Copy all lines holding the word "React" from the entries.

__________

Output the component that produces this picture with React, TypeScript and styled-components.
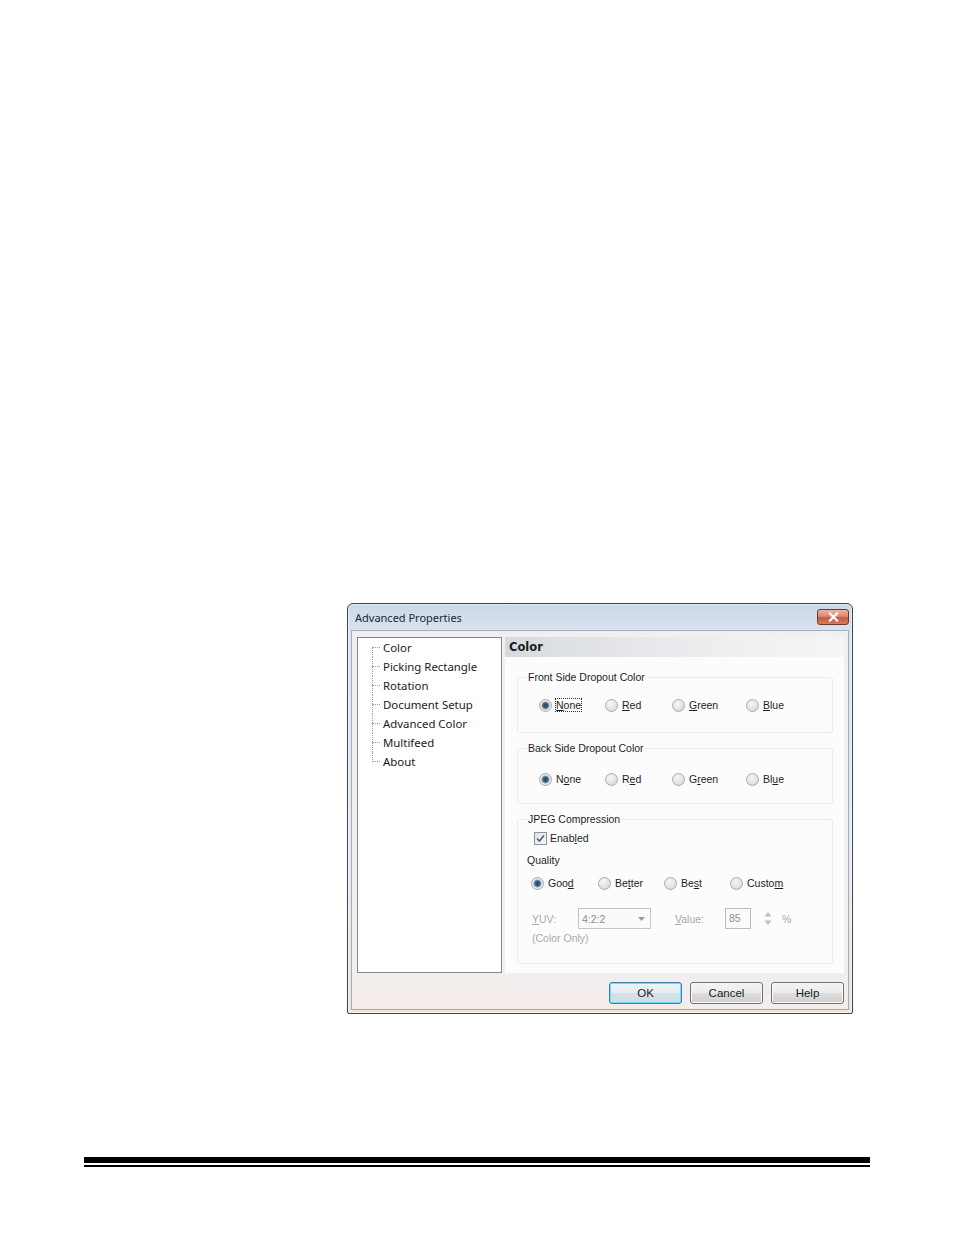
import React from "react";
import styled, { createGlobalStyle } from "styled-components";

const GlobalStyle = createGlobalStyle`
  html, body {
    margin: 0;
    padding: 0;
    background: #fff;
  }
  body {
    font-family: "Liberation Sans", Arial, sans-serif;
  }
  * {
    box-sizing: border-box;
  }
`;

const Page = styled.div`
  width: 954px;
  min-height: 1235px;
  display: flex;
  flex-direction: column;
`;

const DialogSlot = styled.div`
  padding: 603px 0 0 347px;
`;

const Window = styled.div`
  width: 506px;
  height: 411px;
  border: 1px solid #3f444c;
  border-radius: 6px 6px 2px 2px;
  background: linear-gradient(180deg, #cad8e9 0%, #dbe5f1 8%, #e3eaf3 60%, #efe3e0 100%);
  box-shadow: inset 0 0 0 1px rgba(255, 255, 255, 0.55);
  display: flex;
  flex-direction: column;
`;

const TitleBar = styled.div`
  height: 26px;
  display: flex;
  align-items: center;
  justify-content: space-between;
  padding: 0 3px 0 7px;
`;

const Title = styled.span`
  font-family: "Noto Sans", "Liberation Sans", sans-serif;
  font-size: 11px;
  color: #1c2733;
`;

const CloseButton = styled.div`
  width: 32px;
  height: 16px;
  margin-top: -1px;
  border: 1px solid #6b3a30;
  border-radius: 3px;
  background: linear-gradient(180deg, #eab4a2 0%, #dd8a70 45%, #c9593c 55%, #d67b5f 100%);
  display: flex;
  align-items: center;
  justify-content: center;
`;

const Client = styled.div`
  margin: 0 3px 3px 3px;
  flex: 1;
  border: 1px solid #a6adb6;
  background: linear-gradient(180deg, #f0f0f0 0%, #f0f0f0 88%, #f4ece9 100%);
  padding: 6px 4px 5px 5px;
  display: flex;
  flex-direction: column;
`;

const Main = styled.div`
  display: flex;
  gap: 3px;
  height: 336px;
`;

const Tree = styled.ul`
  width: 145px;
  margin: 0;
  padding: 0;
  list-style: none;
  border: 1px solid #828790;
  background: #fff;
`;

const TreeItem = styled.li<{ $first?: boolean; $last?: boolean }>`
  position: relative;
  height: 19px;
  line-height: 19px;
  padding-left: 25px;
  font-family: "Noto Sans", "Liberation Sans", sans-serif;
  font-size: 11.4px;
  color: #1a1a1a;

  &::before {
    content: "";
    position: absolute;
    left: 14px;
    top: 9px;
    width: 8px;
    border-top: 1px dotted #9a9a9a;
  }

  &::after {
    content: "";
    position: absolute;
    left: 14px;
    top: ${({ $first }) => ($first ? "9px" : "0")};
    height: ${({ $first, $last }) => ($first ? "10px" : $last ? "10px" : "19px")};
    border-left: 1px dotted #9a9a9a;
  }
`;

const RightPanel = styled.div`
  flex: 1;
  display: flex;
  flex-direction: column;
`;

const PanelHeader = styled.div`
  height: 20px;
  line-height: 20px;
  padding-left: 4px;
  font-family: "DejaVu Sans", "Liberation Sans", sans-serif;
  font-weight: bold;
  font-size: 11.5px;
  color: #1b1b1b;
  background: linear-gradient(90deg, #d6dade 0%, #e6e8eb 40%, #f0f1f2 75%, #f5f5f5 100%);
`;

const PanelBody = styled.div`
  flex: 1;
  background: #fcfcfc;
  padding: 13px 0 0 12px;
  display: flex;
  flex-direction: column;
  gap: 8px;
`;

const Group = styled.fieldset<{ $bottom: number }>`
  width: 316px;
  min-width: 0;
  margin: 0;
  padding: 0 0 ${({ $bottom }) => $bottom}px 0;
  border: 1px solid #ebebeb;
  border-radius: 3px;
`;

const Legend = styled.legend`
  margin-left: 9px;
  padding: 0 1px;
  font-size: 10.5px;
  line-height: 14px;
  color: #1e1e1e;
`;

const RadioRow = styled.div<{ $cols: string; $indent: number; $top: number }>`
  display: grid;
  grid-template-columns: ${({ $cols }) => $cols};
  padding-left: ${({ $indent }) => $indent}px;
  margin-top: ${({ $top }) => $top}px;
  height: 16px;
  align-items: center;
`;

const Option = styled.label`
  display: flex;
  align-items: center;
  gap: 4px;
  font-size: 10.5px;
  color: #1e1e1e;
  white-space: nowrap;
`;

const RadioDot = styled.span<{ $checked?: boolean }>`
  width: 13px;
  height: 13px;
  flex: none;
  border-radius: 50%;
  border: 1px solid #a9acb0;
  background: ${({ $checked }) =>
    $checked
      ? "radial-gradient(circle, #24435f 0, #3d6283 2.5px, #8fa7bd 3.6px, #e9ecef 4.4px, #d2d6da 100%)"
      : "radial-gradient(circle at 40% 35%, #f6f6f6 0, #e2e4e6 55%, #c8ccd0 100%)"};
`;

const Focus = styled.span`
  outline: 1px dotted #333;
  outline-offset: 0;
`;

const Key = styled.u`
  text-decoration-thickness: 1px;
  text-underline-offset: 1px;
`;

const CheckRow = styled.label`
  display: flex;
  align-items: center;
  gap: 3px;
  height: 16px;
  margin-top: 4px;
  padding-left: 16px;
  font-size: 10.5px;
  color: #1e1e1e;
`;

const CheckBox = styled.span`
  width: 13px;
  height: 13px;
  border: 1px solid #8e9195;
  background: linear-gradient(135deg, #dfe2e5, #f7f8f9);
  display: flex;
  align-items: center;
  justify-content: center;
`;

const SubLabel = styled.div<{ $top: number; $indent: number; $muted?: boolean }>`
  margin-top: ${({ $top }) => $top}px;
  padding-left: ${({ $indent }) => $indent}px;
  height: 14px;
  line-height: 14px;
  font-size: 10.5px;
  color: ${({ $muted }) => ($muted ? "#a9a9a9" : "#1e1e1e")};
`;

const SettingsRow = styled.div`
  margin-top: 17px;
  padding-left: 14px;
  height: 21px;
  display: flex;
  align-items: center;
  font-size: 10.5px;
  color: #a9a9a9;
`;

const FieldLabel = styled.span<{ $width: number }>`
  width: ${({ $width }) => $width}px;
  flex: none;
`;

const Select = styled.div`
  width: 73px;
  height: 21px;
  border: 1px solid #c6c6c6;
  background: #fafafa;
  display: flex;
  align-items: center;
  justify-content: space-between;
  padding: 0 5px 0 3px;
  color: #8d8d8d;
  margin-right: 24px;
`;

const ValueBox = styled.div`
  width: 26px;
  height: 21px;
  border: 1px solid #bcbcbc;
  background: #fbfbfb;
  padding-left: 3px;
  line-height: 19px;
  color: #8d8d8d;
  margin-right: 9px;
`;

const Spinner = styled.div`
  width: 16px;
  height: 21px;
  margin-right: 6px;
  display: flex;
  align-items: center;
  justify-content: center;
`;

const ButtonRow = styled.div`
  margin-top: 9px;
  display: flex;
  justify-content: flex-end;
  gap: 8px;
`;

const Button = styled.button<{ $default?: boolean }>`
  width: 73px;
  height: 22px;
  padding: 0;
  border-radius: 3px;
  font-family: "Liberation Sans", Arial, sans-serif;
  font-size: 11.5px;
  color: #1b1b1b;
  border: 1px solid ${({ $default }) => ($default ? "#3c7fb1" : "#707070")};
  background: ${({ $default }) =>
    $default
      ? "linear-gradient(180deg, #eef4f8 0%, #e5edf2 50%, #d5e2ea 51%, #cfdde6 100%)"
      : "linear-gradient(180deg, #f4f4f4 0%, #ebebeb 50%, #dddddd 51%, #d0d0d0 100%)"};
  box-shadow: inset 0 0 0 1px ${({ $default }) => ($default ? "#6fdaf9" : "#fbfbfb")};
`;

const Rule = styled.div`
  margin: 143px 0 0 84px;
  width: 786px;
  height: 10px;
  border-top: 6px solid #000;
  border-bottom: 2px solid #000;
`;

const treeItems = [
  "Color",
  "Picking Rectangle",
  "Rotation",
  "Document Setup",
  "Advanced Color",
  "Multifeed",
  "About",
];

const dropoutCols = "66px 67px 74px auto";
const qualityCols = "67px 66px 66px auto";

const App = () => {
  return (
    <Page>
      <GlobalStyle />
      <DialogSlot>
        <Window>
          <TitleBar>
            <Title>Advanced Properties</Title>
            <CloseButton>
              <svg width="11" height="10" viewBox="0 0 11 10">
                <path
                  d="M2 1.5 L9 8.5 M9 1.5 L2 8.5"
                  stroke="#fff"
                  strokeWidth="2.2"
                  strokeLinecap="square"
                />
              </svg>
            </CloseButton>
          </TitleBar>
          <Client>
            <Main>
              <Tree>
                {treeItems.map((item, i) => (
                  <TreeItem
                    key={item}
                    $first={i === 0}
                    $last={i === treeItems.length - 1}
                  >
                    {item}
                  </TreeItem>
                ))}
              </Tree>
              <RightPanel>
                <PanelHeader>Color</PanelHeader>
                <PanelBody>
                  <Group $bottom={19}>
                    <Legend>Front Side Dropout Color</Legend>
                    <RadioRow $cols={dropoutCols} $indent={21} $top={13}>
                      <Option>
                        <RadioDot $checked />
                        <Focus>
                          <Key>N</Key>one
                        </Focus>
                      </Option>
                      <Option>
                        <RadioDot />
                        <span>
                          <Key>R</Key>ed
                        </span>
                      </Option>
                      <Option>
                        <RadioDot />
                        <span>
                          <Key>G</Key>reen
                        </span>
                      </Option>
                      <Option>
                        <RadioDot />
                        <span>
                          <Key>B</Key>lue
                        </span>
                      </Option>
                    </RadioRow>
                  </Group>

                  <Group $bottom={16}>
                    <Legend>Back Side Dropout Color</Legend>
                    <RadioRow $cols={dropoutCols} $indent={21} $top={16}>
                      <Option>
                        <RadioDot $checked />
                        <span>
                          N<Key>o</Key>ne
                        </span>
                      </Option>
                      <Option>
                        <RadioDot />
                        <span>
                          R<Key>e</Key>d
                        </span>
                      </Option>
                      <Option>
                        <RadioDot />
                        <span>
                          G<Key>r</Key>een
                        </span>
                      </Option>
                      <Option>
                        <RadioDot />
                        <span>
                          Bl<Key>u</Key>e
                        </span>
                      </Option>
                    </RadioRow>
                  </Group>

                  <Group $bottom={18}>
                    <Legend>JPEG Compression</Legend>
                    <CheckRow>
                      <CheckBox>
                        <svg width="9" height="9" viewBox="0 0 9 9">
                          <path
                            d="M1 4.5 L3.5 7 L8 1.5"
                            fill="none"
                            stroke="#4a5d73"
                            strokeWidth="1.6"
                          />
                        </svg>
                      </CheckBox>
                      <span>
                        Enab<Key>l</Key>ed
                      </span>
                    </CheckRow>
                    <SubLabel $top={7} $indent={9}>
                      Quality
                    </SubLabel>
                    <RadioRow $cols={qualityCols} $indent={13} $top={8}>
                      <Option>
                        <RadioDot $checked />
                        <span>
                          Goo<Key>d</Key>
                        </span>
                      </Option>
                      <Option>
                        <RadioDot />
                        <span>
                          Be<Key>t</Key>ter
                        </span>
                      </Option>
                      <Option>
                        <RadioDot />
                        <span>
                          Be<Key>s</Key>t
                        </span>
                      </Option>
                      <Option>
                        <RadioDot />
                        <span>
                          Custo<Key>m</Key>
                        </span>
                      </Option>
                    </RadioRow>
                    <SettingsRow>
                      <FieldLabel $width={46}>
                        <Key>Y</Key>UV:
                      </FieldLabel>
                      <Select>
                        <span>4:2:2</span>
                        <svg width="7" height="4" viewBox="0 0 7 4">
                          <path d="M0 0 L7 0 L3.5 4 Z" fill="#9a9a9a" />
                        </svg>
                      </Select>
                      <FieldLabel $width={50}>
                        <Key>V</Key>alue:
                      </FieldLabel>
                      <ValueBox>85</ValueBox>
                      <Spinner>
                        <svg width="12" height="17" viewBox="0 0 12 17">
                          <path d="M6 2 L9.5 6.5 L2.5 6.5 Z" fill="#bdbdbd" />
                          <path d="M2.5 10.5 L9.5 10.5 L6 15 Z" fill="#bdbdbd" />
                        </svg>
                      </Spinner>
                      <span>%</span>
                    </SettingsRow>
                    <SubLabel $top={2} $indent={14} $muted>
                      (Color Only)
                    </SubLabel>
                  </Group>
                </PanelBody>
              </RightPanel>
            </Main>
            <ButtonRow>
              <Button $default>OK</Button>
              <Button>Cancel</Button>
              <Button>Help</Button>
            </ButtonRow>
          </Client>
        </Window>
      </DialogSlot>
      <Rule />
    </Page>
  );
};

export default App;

__________

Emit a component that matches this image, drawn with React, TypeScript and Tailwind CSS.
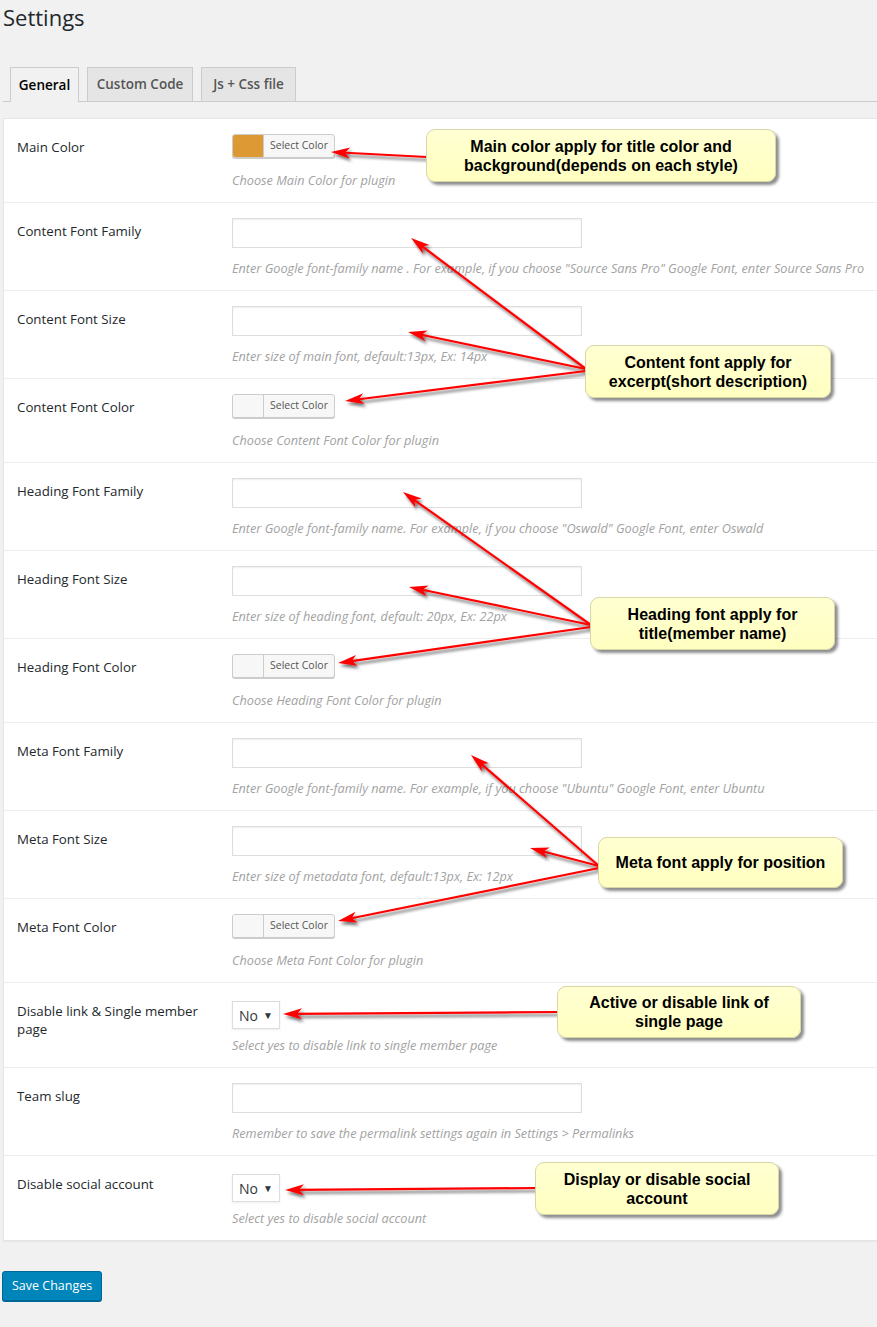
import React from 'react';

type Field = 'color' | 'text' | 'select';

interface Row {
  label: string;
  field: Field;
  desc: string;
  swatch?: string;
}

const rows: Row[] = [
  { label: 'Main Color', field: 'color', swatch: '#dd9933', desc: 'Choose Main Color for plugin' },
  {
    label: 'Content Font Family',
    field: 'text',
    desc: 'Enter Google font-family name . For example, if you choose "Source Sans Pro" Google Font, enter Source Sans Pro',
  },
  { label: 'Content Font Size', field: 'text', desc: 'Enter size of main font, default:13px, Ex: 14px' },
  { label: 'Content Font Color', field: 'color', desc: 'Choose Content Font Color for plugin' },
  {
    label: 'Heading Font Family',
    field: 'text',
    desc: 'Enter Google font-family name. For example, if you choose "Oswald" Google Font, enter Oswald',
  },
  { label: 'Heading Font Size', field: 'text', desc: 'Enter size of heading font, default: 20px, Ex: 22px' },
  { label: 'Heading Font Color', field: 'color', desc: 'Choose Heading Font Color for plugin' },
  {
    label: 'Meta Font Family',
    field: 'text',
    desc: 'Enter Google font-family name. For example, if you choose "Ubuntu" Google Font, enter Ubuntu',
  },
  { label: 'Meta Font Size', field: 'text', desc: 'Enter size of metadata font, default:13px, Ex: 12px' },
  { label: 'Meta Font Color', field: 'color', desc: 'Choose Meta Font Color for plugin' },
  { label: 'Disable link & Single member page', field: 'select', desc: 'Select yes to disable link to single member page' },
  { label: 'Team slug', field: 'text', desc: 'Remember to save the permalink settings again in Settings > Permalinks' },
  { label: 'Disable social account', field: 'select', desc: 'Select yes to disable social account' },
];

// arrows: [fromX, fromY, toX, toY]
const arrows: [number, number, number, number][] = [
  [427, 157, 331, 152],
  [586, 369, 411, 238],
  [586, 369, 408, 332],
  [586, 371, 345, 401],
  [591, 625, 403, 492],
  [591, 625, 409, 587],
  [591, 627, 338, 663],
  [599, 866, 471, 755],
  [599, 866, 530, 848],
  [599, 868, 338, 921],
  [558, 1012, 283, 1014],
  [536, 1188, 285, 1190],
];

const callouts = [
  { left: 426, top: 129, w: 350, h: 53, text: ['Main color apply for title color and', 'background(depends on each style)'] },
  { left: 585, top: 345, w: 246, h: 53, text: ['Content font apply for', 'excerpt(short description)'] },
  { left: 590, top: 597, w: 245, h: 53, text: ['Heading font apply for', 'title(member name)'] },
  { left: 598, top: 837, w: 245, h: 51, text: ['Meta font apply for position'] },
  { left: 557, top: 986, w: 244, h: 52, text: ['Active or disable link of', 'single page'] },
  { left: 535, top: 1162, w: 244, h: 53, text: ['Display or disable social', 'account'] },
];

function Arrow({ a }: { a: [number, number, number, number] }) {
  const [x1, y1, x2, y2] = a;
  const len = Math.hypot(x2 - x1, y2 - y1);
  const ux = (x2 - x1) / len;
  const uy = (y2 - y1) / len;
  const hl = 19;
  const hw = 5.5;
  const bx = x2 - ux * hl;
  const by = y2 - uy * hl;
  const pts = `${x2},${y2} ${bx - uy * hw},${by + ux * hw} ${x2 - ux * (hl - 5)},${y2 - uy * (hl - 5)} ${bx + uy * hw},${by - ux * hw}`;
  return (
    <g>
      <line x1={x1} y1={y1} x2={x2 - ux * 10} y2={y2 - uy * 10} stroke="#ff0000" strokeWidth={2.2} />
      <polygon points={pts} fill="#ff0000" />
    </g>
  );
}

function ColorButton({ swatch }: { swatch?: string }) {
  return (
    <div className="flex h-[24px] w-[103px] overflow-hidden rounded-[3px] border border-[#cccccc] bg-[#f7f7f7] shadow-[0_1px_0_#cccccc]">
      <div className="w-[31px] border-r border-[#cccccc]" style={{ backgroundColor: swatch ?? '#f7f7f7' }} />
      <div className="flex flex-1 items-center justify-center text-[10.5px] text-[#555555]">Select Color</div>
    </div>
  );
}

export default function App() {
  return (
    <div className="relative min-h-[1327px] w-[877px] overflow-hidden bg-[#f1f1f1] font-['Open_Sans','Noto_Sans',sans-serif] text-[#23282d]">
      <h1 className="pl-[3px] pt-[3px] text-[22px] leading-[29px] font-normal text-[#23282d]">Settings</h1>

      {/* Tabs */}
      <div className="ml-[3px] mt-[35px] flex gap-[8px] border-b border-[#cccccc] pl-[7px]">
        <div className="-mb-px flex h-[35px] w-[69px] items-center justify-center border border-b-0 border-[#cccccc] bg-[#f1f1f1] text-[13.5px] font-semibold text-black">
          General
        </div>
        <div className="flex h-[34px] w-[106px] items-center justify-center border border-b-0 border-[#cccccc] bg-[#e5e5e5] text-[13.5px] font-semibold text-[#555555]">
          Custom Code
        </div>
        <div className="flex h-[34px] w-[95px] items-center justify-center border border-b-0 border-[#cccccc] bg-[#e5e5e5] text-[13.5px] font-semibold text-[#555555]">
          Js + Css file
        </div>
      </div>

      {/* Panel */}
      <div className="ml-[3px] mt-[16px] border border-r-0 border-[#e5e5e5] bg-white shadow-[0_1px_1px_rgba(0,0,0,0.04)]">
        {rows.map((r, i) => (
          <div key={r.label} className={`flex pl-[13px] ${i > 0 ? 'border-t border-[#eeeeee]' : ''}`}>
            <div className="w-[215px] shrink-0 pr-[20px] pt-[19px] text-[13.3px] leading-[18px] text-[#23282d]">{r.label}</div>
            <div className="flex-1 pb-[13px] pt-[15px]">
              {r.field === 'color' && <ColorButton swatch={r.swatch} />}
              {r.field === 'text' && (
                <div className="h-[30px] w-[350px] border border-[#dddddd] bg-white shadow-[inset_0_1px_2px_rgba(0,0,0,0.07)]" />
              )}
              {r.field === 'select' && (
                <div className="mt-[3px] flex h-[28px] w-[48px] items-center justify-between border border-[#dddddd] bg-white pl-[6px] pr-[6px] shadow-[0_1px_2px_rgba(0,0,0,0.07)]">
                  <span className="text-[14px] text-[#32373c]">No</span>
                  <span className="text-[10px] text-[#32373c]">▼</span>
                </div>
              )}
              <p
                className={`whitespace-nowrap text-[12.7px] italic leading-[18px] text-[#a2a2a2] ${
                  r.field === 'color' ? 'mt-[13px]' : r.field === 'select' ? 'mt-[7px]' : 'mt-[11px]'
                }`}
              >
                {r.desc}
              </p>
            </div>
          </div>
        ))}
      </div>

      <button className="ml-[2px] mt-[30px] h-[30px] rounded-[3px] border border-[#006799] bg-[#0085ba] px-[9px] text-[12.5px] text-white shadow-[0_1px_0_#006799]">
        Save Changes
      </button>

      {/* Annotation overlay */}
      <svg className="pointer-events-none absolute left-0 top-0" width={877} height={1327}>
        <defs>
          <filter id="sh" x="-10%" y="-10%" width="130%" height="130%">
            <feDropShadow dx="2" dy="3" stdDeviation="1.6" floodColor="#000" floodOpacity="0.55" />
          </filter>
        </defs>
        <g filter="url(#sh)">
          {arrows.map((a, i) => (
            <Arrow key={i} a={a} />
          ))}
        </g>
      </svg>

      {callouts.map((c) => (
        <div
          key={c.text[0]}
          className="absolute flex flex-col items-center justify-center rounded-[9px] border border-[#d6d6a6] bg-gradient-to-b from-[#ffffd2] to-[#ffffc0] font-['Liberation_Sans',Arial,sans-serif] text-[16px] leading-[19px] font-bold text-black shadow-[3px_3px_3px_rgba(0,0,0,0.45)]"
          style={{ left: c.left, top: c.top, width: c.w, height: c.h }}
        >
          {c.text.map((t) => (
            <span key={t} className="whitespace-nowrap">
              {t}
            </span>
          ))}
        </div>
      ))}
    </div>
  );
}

__________

**EXPECTED ANSWER**:
Output the component that produces this picture with React, TypeScript and styled-components.
import React from "react";
Emit a component that matches this image, drawn with React, TypeScript and Tailwind CSS.
import React from 'react';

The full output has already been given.